Une globalisation des revenus, comme le préconise Bruno Colmant? “Cela me fait penser à ce que Georges-Louis Bouchez avait proposé en son temps : mettre tous les revenus dans un ensemble, y compris les plus-values, et les soumettre à des taux progressifs. Dans son cas, il voulait évidemment que tous les tarifs diminuent : cela dépend évidemment de l’approche que l’on défend. Dans notre note de vision, nous soutenions davantage l’idée d’un système de taxation duale et progressive (dual income tax), qui fait une différence entre les revenus du travail et ceux du capital.”

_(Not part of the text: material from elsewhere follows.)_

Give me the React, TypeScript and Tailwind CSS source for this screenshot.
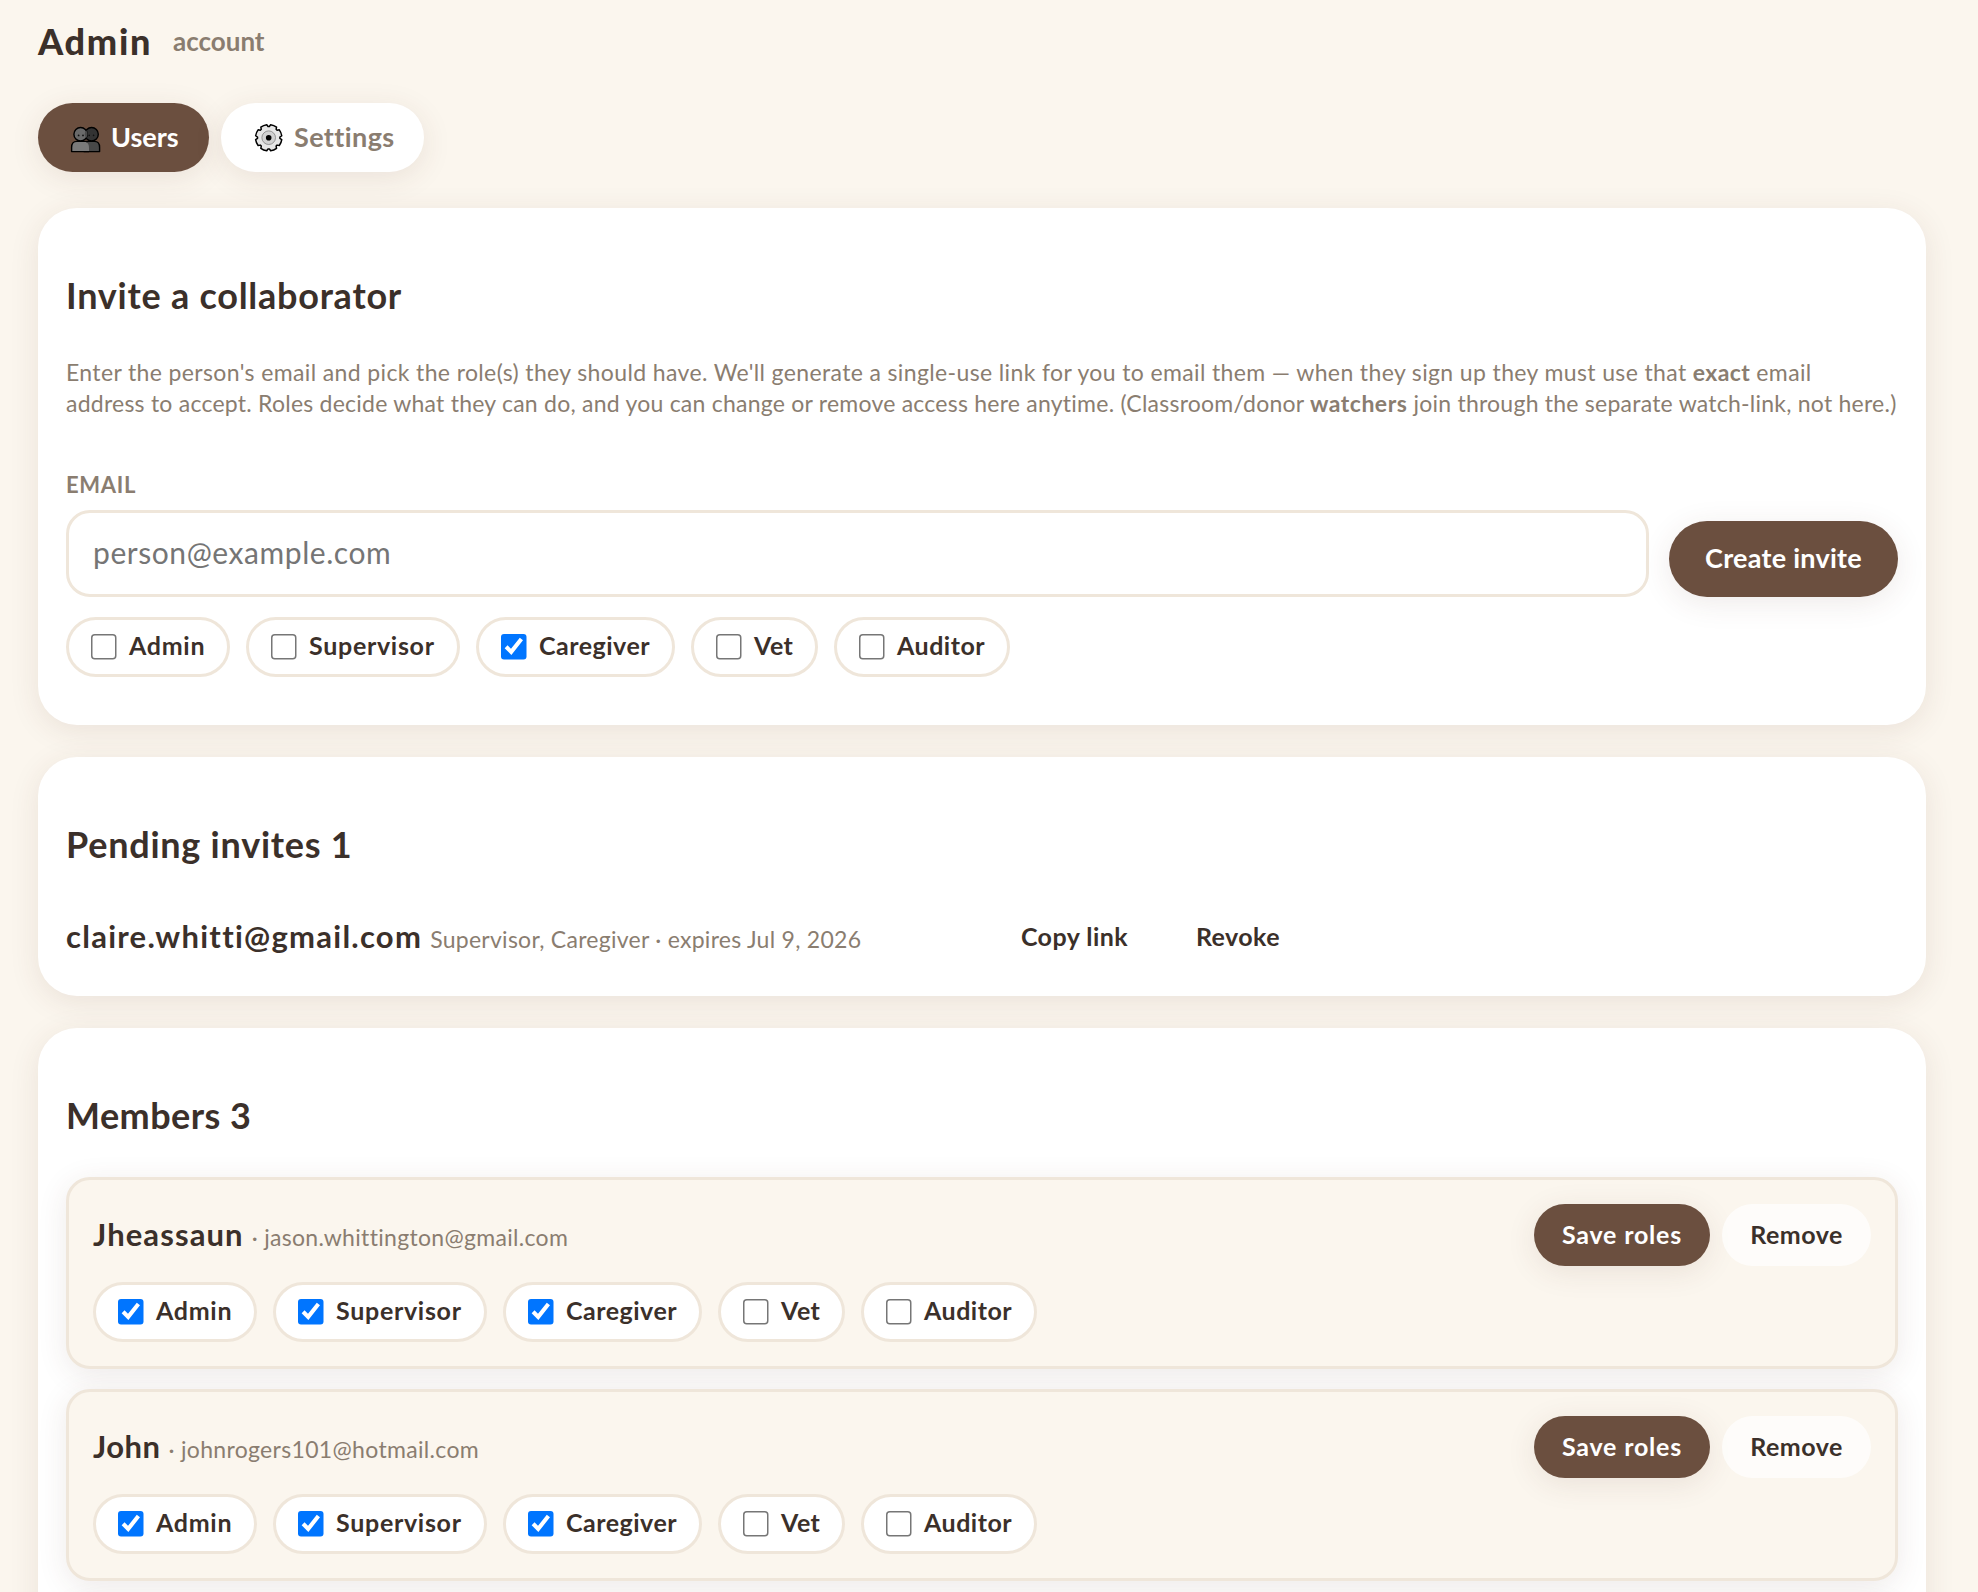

Les revenus du capital seraient moins taxés que ceux du travail, pour tenir compte également de la spécificité de ceux-ci. “Il s’agit notamment de tenir compte du taux de rendement sans risque et de l’inflation. Un euro que vous gagnez grâce à votre capital ne peut pas être imposé de la même manière qu’un euro gagné par votre travail. Paradoxalement, l’idée défendue par Colmant et Bouchez est davantage redistributive que cette dual income tax. “

“On peut toujours discuter de la structure, conclut Mark Delanote. Mais l’essentiel, c’est d’avoir un point de départ clair et de s’y tenir de façon conséquente. Nous avions essayé avec notre note de vision, Vincent Van Peteghem l’avait reprise largement, il y a encore des éléments dans la ‘super note’ de Bart De Wever, mais la cohérence du récit global ne s’y retrouve pas.”